Dans « Figuralité, métaphore et conceptions du sens (2000-2023) : apports du courant pragma-énonciatif et questions ouvertes », Michèle Monte examine la conception de la métaphore telle qu’elle émerge des quatre articles publiés dans le numéro 35 des Cahiers de Praxématique (Détrie, Prandi, Nyckees, Klinkenberg) et les met en rapport avec des réflexions ultérieures élaborées au cours des vingt dernières années. Les textes du dossier 35 offrent des perspectives distinctes mais complémentaires sur la figuralité. Prandi critique l’application des concepts « littéral » et « figuré » aux signifiés des mots et des énoncés et soutient que l’interprétation « non littérale » se base sur un conflit conceptuel entre le dit et le contexte, forçant une interprétation figurée. Klinkenberg voit dans la figure un effet herméneutique, où le récepteur doit interpréter l’allotopie présente dans l’énoncé pour en déduire un sens métaphorique. Détrie, quant à elle, insiste sur l’adéquation des figures à l’expérience de l’énonciateur et la représentation linguistique du monde. Enfin, Nyckees explore la déviance sémantique des métaphores, affirmant que ces dernières s’écartent des catégories logiques usuelles pour élaborer des « catégorisations temporaires qui résolvent par le langage des contradictions de type ontologique ». En dépit de leurs divergences théoriques quant à l’importance accordé au conflit conceptuel, ces articles s’accordent sur le caractère constructiviste de la métaphore, où le sens figuré n’est pas contenu dans l’énoncé lui-même, mais émerge à travers l’interaction avec le contexte. Le dossier montre ainsi comment les métaphores ne sont pas seulement des écarts par rapport à la norme, mais des outils qui façonnent la compréhension du monde à partir des structures grammaticales elles-mêmes.

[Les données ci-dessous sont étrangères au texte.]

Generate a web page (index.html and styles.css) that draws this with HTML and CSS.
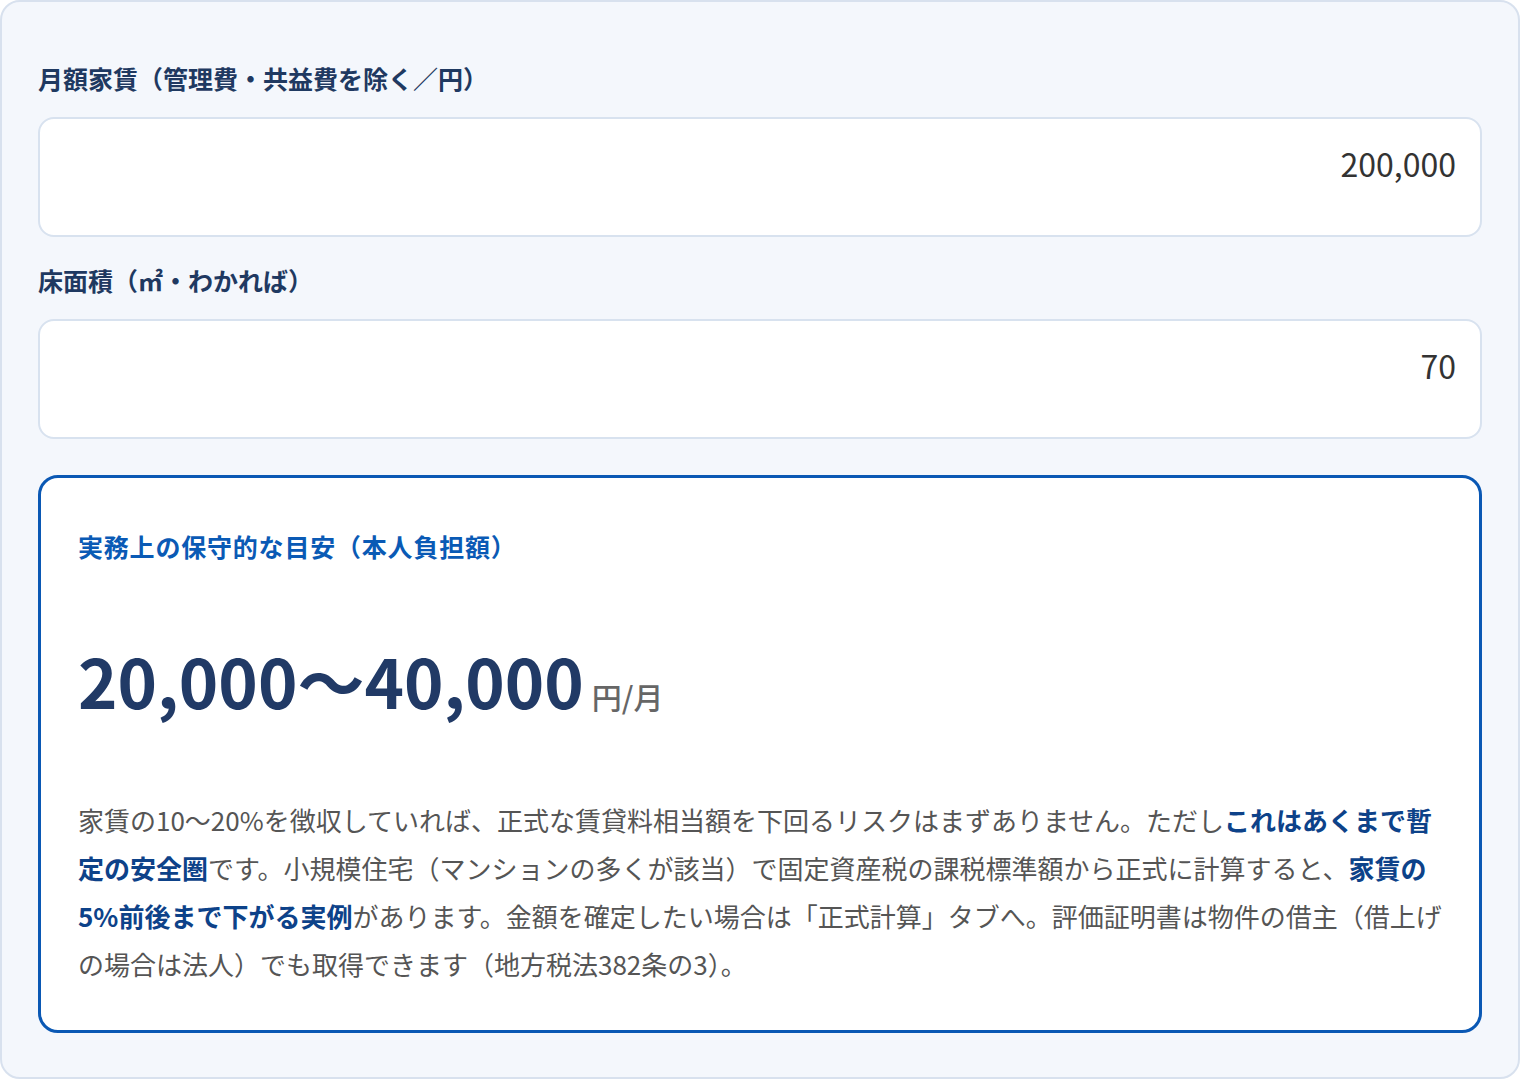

L’article « Périphérie gauche, périphérie droite : deux évolutions différentes en français » de Bernard Combettes analyse l’évolution des constituants périphériques en français, en particulier les ajouts en fin d’énoncé et les constructions détachées en position initiale. Chronologiquement, les constructions détachées à gauche ont connu une évolution qui remonte au moyen français, avec une stabilisation à partir du français moderne. Leur rôle était principalement de maintenir la continuité thématique dans le discours. Ces constructions ont vu un certain retour à l’intégration syntaxique après avoir acquis une grande autonomie, particulièrement au cours du XIXe siècle. Les ajouts en fin d’énoncé, en revanche, apparaissent au XVIIe siècle et connaissent un grand développement à partir du français préclassique et classique. Ils se sont autonomisés progressivement, marquant un changement énonciatif ou informationnel, souvent utilisé pour corriger ou surenchérir sur le contenu précédent. En français contemporain, ces ajouts se comportent comme des phrases indépendantes. L’étude compare ces deux évolutions, en montrant que, contrairement aux ajouts, les constructions détachées ont suivi un cycle complexe d’autonomie puis de réintégration.

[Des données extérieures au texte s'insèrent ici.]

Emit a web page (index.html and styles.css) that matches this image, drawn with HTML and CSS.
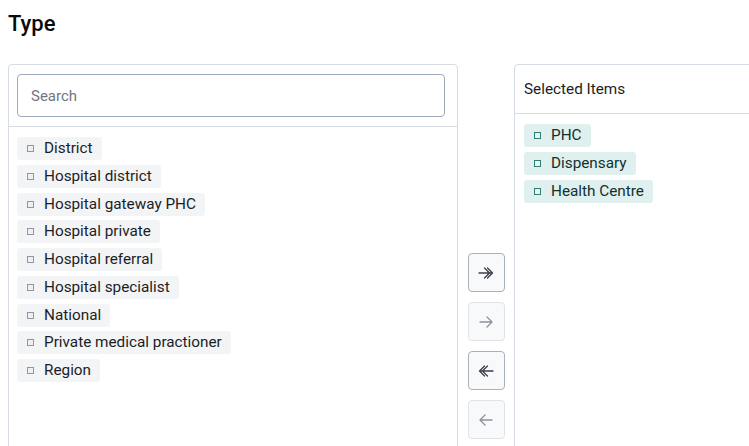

Dans « Quantifieurs de proximité factuelle et praxématique : Un instant après le train déraillait/aurait déraillé », Hans Kronning explore les quantifieurs de proximité factuelle (QPF), à savoir des expressions qui quantifient la proximité d’un événement par rapport à un point temporel comme par exemple un instant après ou un pas de plus. Ces segments permettent de marquer la probabilité ou la quasi-réalisation d’un fait : par exemple, Un pas de plus et il me tuait illustre une quasi-réalisation. Kronning montre que l’intérêt d’une étude des QPF plutôt que des emplois « expressifs » de l’imparfait offre un cadre plus précis pour comprendre comment le discours articule la relation entre le fait et sa non-réalisation (construction contrefactuelle). Les QPF permettent en effet une lecture nuancée de la proximité factuelle apportant une meilleure compréhension des nuances temporelles et conditionnelles là où l’imparfait seul peut manquer de cette spécificité analytique. Cette observation ouvre sur une approche typologique comparant le fonctionnement des QPF dans les langues romanes qui se distinguent entre elles aussi bien pour les formes verbales employées dans l’apodose que pour la syntaxe interne des expressions concernées.

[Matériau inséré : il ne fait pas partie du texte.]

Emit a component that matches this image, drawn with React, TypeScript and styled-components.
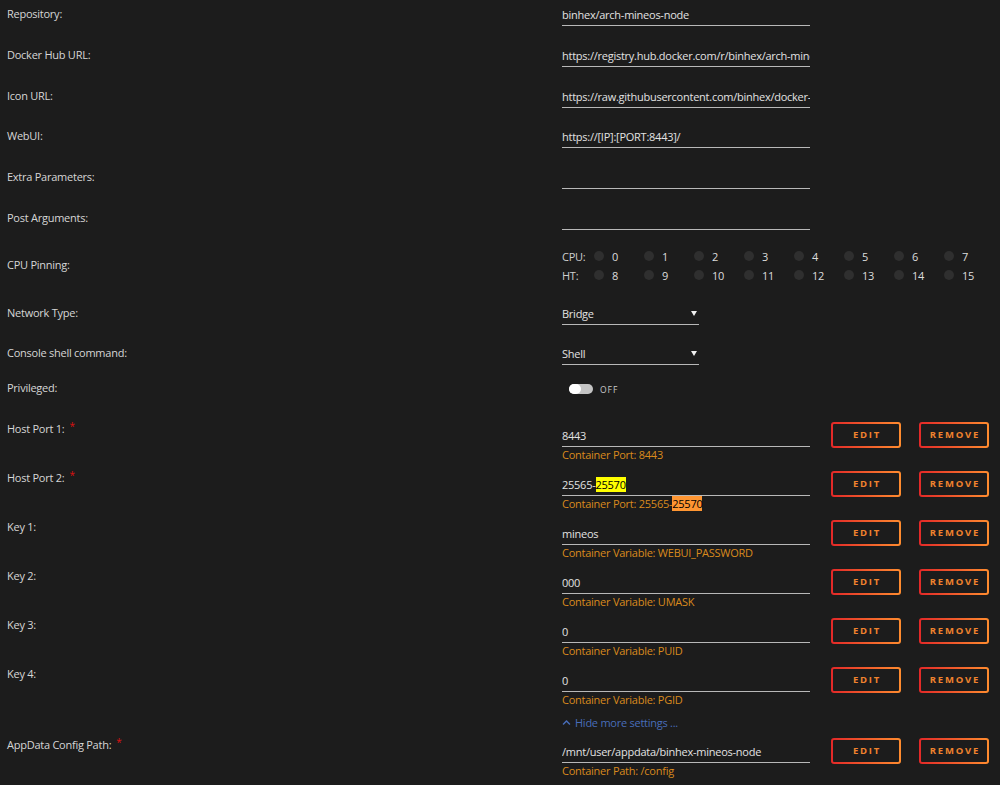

Catherine Schnedecker se penche sur la valeur sémantique de la séquence peu étudiée Dieu sait qui (DSQ) au sein d’un paradigme de formes dites indéfinies (locutions construites sur une base verbale, d’une part, et formes en QU-, d’autre part). Ensuite, elle étudie sa distribution et ses emplois dans l’intégralité des occurrences que DSQ enregistre dans Frantext et SketchEngine (SKE). Les résultats de cette exploration en langue et en discours montrent que dans son paradigme, DSQ se distingue au plan formel (pas de négation et nom propre comme sujet) et en termes de fréquence d’emploi. Les séquences en Dieu sait enregistrent en effet une fréquence faible par rapport à Je ne sais qui ou On ne sait qui et pourtant « elles persistent dans l’usage ». Cela est dû, par exemple, au figement assez abouti de la séquence, à sa résistance aux variations temporelles, à sa charge expressive et aux contraintes limitées que DSQ impose à son environnement discursif.
Par cet excursus à travers des problématiques linguistiques aussi variées, ce numéro 79 des Cahiers de Praxématique rend compte d’une trajectoire intellectuelle riche et encore prometteuse sur le « rapport dialectique et pratique du langage au réel ».